Nothing Ruins A Good Time Like A Pregnant Lady

One of the most touching moments of Jersey Shore — before the cast became too self-aware and destroyed everything wonderful about the premise, that is — was when Snooki professed her love for Jionni, saying that she wanted to have many "guido babies" with him (I don't even think she ruined the moment when she added that she wanted them via C-section, so as not to "fuck up her vagina"). Well, according to reports, that moment has arrived:

But sources tell Page Six that MTV is worried about how to manage the news, given that Polizzi's hard-partying, booze-swilling ways have just been turned into a "Jersey Shore" spinoff with Jenni "JWoww" Farley, which has begun shooting in New Jersey.

"MTV went into crisis mode after they found out," said a source. "They're trying to hide it because it would greatly affect the creative direction of the show." The untitled new show has just begun taping and focuses on the ladies' relationship as friends and roommates — and whatever adventures come their way.

Should they be in "crisis mode"? Um, fuck yes they should be in crisis mode. They should be in dumping-Viacom-stock-like-yesterday mode, because nothing ruins a good time like a pregnant chick.

Hanging out with pregnant ladies seems a lot like hanging out with George Bush, except that George Bush is probably more mobile. And I bet he can think of better nicknames.

The only good thing about hanging out with pregnant ladies is that they can be designated drivers — until they're too big to be in the front seat, in which case then they're just useless.

Don't get me wrong — there's a lot to like about pregnant ladies. For one, pregnant ladies get a lot of free shit. We once got a free appetizer at a Japanese place after going in to pick up a bubble tea (one of Jen's cravings). No kidding — people give you free shit — just for standing there!

Then there's the preferential treatment you get from people — and if not straight up preferential treatment then at least some sort of generalized good will. Especially when you're on your first child (I've asked a couple people and they sort of agreed), it seems that everyone loves a pregnant lady.
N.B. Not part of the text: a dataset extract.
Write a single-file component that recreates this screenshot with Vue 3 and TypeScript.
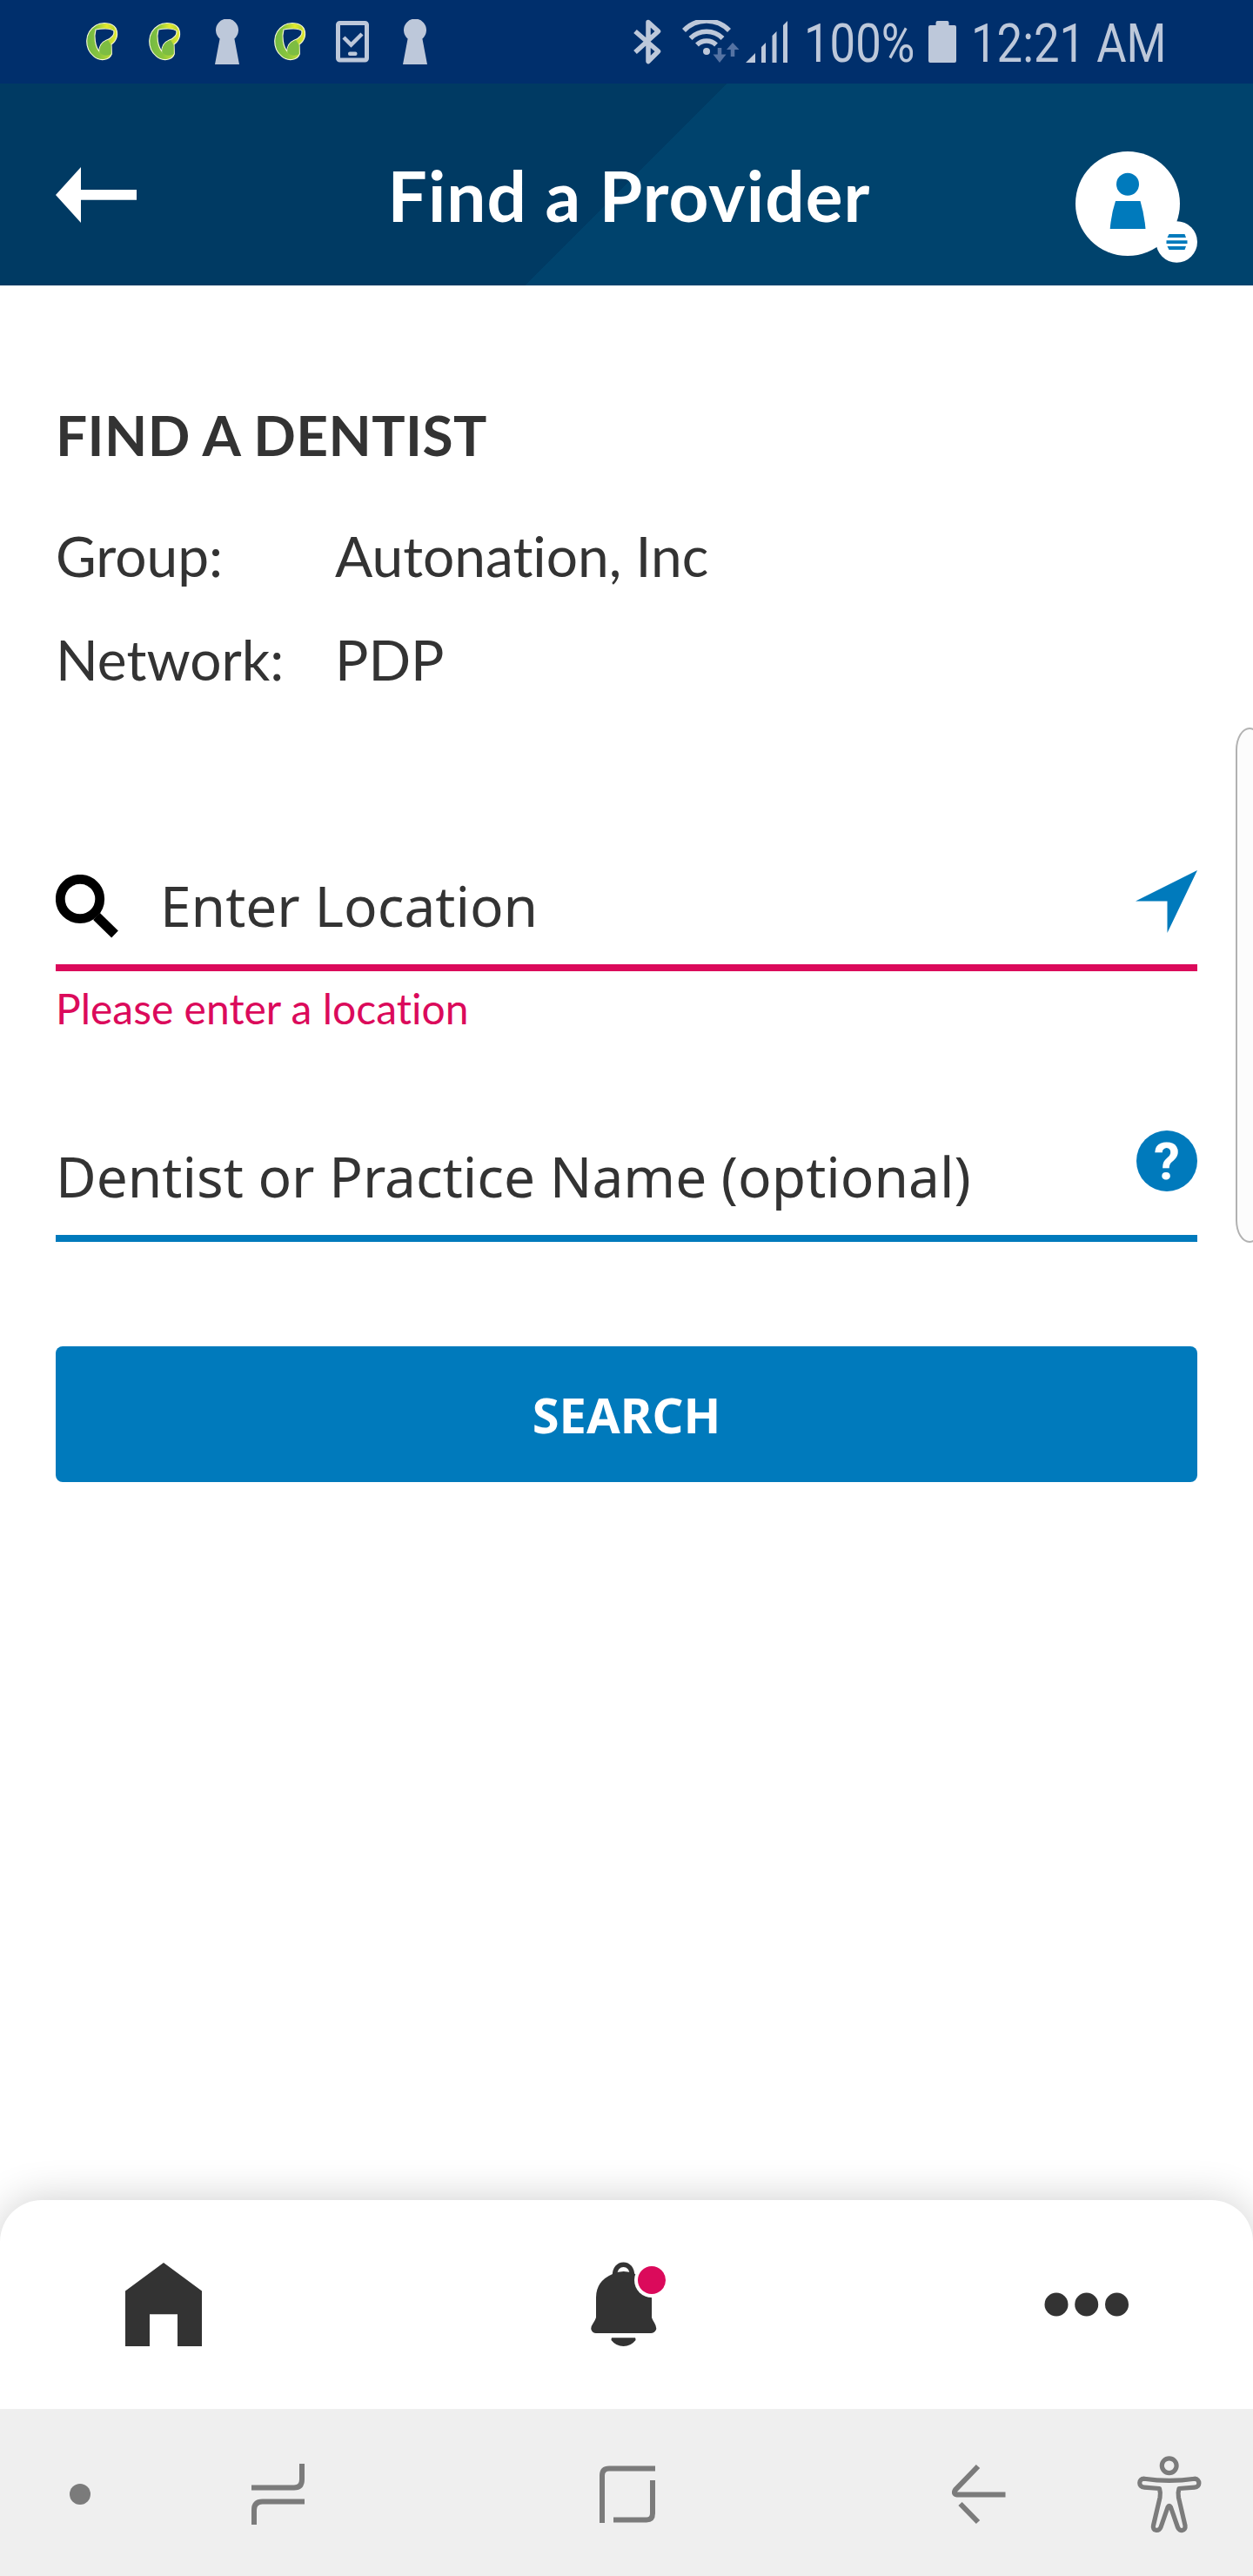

I don't know if they're thinking about their own children or what, but people seem excited.

As a guy who spent years cloaked in the urban anonymity that mixes the well-intentioned innocent with various thieves, rapists and flim-flam artists, at least in the eyes of the general public, it was a hoot to be treated so special. I never tired of questions like "How many months?" and "Do you know the sex?" I never got this much attention before.

Then there's the narcotic moral righteousness of getting on the subway and being able to stand over some able-bodied jerkoff until he or she finally gets up for the pregnant lady. All you do is stand, hushed, with dopey big eyes that say, "You're going to do this to a pregnant lady — really?" It's the best feeling in the world. And best of all, you're not the one who has to carry the weight.

(An aside: You know who always gets up for pregnant ladies? Tough looking guys who probably have a kid or two. You know who could give a shit about pregnant ladies? Single twenty-something girls and rich guys in suits. I don't know the whys or wherefores, but that's what Jen noticed.)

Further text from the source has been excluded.